Margaret Antoinette Clapp
Margaret Antoinette Clapp
The winner of the 1948 Pulitzer Prize for biography, Margaret Antoinette Clapp (1910-1974) was a distinguished American educator who served as president of Wellesley College from 1949 to 1966.
Margaret Clapp was born April 10, 1910, in East Orange, New Jersey, the daughter of Anna Roth and Alfred Chapin Clapp, an insurance agent. She graduated from East Orange High School in 1926 and from Wellesley College in 1930. She received an A.B. from the latter with a focus on history and economics. While in college she was named a Wellesley College Scholar, an award given for academic excellence.

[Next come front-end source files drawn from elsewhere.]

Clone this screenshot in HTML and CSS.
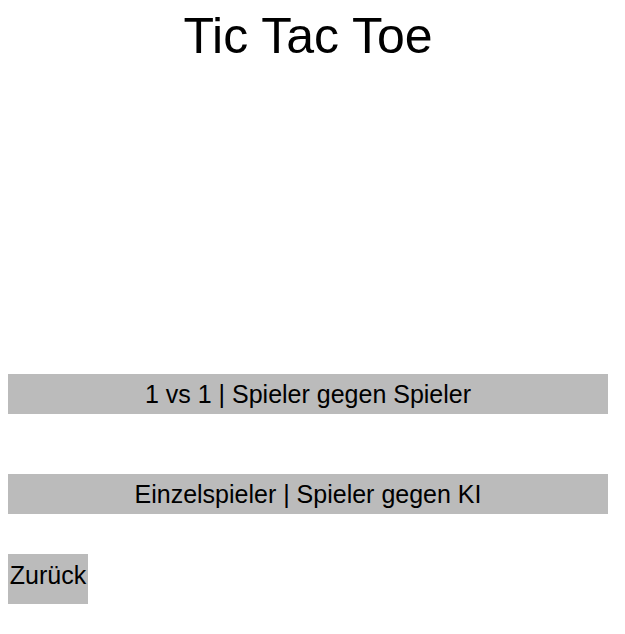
FILE: index.html
```html
<!DOCTYPE html>
<html lang="de">
<head>
<meta charset="utf-8">
<title>Tic Tac Toe</title>
<link rel="stylesheet" href="styles.css">
</head>
<body>
<main class="page">
  <h1 class="title">Tic Tac Toe</h1>
  <div class="menu">
    <button class="mode-btn">1 vs 1 | Spieler gegen Spieler</button>
    <button class="mode-btn">Einzelspieler | Spieler gegen KI</button>
    <button class="back-btn">Zurück</button>
  </div>
</main>
</body>
</html>
```

FILE: styles.css
```css
html, body {
  margin: 0;
  padding: 0;
  background: #ffffff;
}

body {
  padding: 8px;
  font-family: "Liberation Sans", Arial, sans-serif;
  color: #000;
}

.page {
  width: 600px;
  display: flex;
  flex-direction: column;
}

.title {
  margin: 0;
  height: 55px;
  font-size: 50px;
  font-weight: normal;
  text-align: center;
  line-height: 57px;
}

.menu {
  margin-top: 311px;
  display: flex;
  flex-direction: column;
  align-items: flex-start;
}

.mode-btn,
.back-btn {
  font-family: "Liberation Sans", Arial, sans-serif;
  font-size: 25px;
  color: #000;
  background: #bbbbbb;
  border: none;
  padding: 0;
  margin: 0;
  cursor: pointer;
}

.mode-btn {
  width: 600px;
  height: 40px;
  padding-top: 1px;
}

.mode-btn + .mode-btn {
  margin-top: 60px;
}

.back-btn {
  margin-top: 40px;
  width: 80px;
  height: 50px;
  padding-bottom: 8px;
}
```
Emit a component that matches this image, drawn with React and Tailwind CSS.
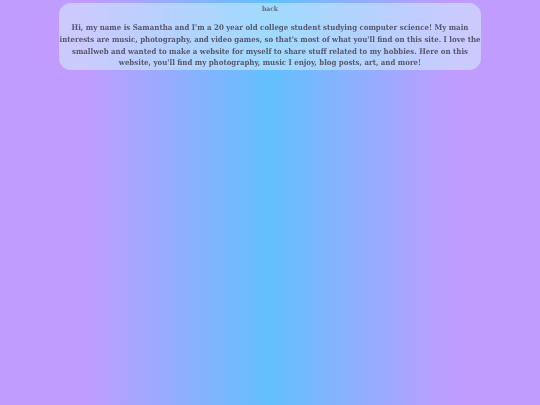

Following graduation she taught English literature at the Todhunter School for Girls in New York City. She stayed in this position for 12 years, during which time she also worked at Columbia University for her master's degree in history, which she received in 1937. During World War II and shortly thereafter she taught in the history departments of various universities in the New York City area, including the City College of New York (1942-1944), Douglass (1945-1946), and Columbia (1946-1947). At the same time Clapp continued her graduate studies at Columbia in American history.
Her doctoral dissertation was on John Bigelow (1817-1911), an intriguing 19th-century political figure who was an active supporter of the Free Soil movement in the pre-Civil War period (the attempt to ensure that all subsequent territories admitted to the union be free and not slave states). Known also for other progressive ideas such as prison reform, Bigelow served as editor of the New York Evening Post, as New York secretary of state, and as American ambassador to France. Philosophically, he was attracted to Swedenborgianism, a 19th-century mystical doctrine derived from the writings of Emmanuel Swedenborg (1688-1772).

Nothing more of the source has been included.